Work instructions
Retype word for word the first line of the listing and each line after it up to the line with "string, string, string];", with the pictures taken out.

------------------------------------------------------------

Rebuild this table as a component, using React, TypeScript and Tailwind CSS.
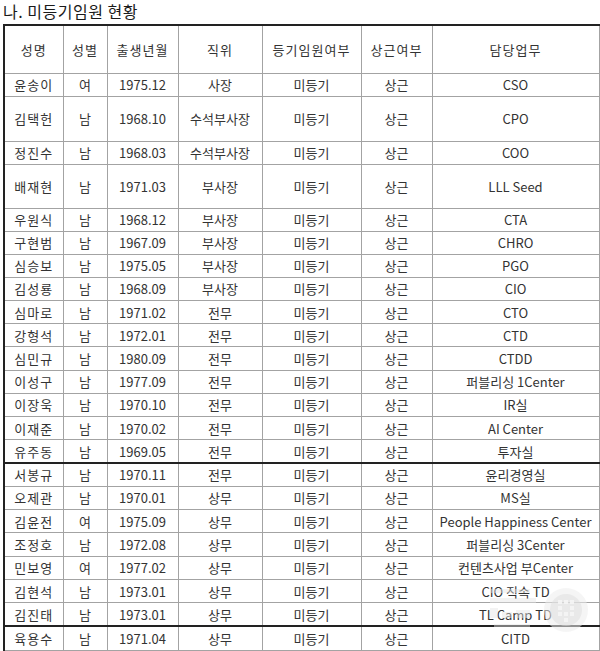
import React from 'react';

type Row = [string, string, string, string, string, string, string];

const rows: { d: Row; h: number; thick?: boolean }[] = [
  { d: ['윤송이', '여', '1975.12', '사장', '미등기', '상근', 'CSO'], h: 23 },
  { d: ['김택헌', '남', '1968.10', '수석부사장', '미등기', '상근', 'CPO'], h: 45 },
  { d: ['정진수', '남', '1968.03', '수석부사장', '미등기', '상근', 'COO'], h: 23 },
  { d: ['배재현', '남', '1971.03', '부사장', '미등기', '상근', 'LLL Seed'], h: 44 },
  { d: ['우원식', '남', '1968.12', '부사장', '미등기', '상근', 'CTA'], h: 23 },
  { d: ['구현범', '남', '1967.09', '부사장', '미등기', '상근', 'CHRO'], h: 23.2 },
  { d: ['심승보', '남', '1975.05', '부사장', '미등기', '상근', 'PGO'], h: 23.2 },
  { d: ['김성룡', '남', '1968.09', '부사장', '미등기', '상근', 'CIO'], h: 23.2 },
  { d: ['심마로', '남', '1971.02', '전무', '미등기', '상근', 'CTO'], h: 23.2 },
  { d: ['강형석', '남', '1972.01', '전무', '미등기', '상근', 'CTD'], h: 23.2 },
  { d: ['심민규', '남', '1980.09', '전무', '미등기', '상근', 'CTDD'], h: 23.2 },
  { d: ['이성구', '남', '1977.09', '전무', '미등기', '상근', '퍼블리싱 1Center'], h: 23.2 },
  { d: ['이장욱', '남', '1970.10', '전무', '미등기', '상근', 'IR실'], h: 23.2 },
  { d: ['이재준', '남', '1970.02', '전무', '미등기', '상근', 'AI Center'], h: 23.2 },
  { d: ['유주동', '남', '1969.05', '전무', '미등기', '상근', '투자실'], h: 23.2, thick: true },
  { d: ['서봉규', '남', '1970.11', '전무', '미등기', '상근', '윤리경영실'], h: 23.3 },
  { d: ['오제관', '남', '1970.01', '상무', '미등기', '상근', 'MS실'], h: 23.3 },
  { d: ['김윤전', '여', '1975.09', '상무', '미등기', '상근', 'People Happiness Center'], h: 23.3 },
  { d: ['조정호', '남', '1972.08', '상무', '미등기', '상근', '퍼블리싱 3Center'], h: 23.3 },
  { d: ['민보영', '여', '1977.02', '상무', '미등기', '상근', '컨텐츠사업 부Center'], h: 23.3 },
  { d: ['김현석', '남', '1973.01', '상무', '미등기', '상근', 'CIO 직속 TD'], h: 23.3 },
  { d: ['김진태', '남', '1973.01', '상무', '미등기', '상근', 'TL Camp TD'], h: 23.3, thick: true },
  { d: ['육용수', '남', '1971.04', '상무', '미등기', '상근', 'CITD'], h: 24.5 },
  { d: ['', '', '', '', '', '', ''], h: 23.3 },
];

const headers = ['성명', '성별', '출생년월', '직위', '등기임원여부', '상근여부', '담당업무'];
const widths = ['w-[59px]', 'w-[44px]', 'w-[71px]', 'w-[84px]', 'w-[99px]', 'w-[71px]', 'w-[167px]'];

// 우측 하단의 흐린 워터마크
function Watermark() {
  return (
    <svg className="absolute left-[490px] top-[586px] pointer-events-none" width="100" height="50" viewBox="0 0 100 50">
      <g fill="#e6e6e6" opacity="0.45">
        <rect x="0" y="3" width="40" height="4" />
        <rect x="0" y="12" width="46" height="5" />
        <rect x="0" y="22" width="8" height="10" />
        <rect x="12" y="26" width="10" height="6" />
        <rect x="26" y="24" width="14" height="8" />
        <rect x="4" y="38" width="36" height="3" />
      </g>
      <circle cx="76" cy="24" r="22" fill="#ececec" opacity="0.55" />
      <circle cx="76" cy="24" r="16" fill="#dedede" opacity="0.5" />
      <g fill="#f6f6f6" opacity="0.9">
        <rect x="68" y="14" width="4" height="4" />
        <rect x="74" y="14" width="4" height="4" />
        <rect x="80" y="14" width="4" height="4" />
        <rect x="68" y="20" width="4" height="4" />
        <rect x="80" y="20" width="4" height="4" />
        <rect x="68" y="26" width="4" height="4" />
        <rect x="74" y="26" width="4" height="4" />
        <rect x="80" y="26" width="4" height="4" />
        <rect x="74" y="32" width="4" height="4" />
      </g>
    </svg>
  );
}

export default function App() {
  return (
    <div className="relative w-[600px] bg-white text-[#333] font-['Noto_Sans_CJK_KR','Noto_Sans',sans-serif]">
      {/* 제목 */}
      <div className="h-[24px] pl-[3px] pt-[1px] text-[16px] leading-[21px] tracking-[0.5px] text-[#1a1a1a]">나. 미등기임원 현황</div>

      <table className="ml-[3px] w-[596px] table-fixed border-collapse border-t-2 border-l-2 border-t-[#222] border-l-[#222] text-[13px] leading-none">
        <thead>
          <tr className="h-[48px]">
            {headers.map((t, i) => (
              <th key={t} className={`${widths[i]} border border-[#a3a3a3] text-center font-normal tracking-[1px]`}>
                {t}
              </th>
            ))}
          </tr>
        </thead>
        <tbody>
          {rows.map((r, ri) => (
            <tr key={ri} style={{ height: r.h }}>
              {r.d.map((c, ci) => (
                <td
                  key={ci}
                  className={`border-x border-t border-[#a3a3a3] text-center whitespace-nowrap ${r.thick ? 'border-b-2 border-b-[#222]' : 'border-b'} ${ci === 0 ? 'tracking-[1px]' : ''}`}
                >
                  {c}
                </td>
              ))}
            </tr>
          ))}
        </tbody>
      </table>

      <Watermark />
    </div>
  );
}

------------------------------------------------------------

Result of this task
Rebuild this table as a component, using React, TypeScript and Tailwind CSS.
import React from 'react';

type Row = [string, string, string, string, string, string, string];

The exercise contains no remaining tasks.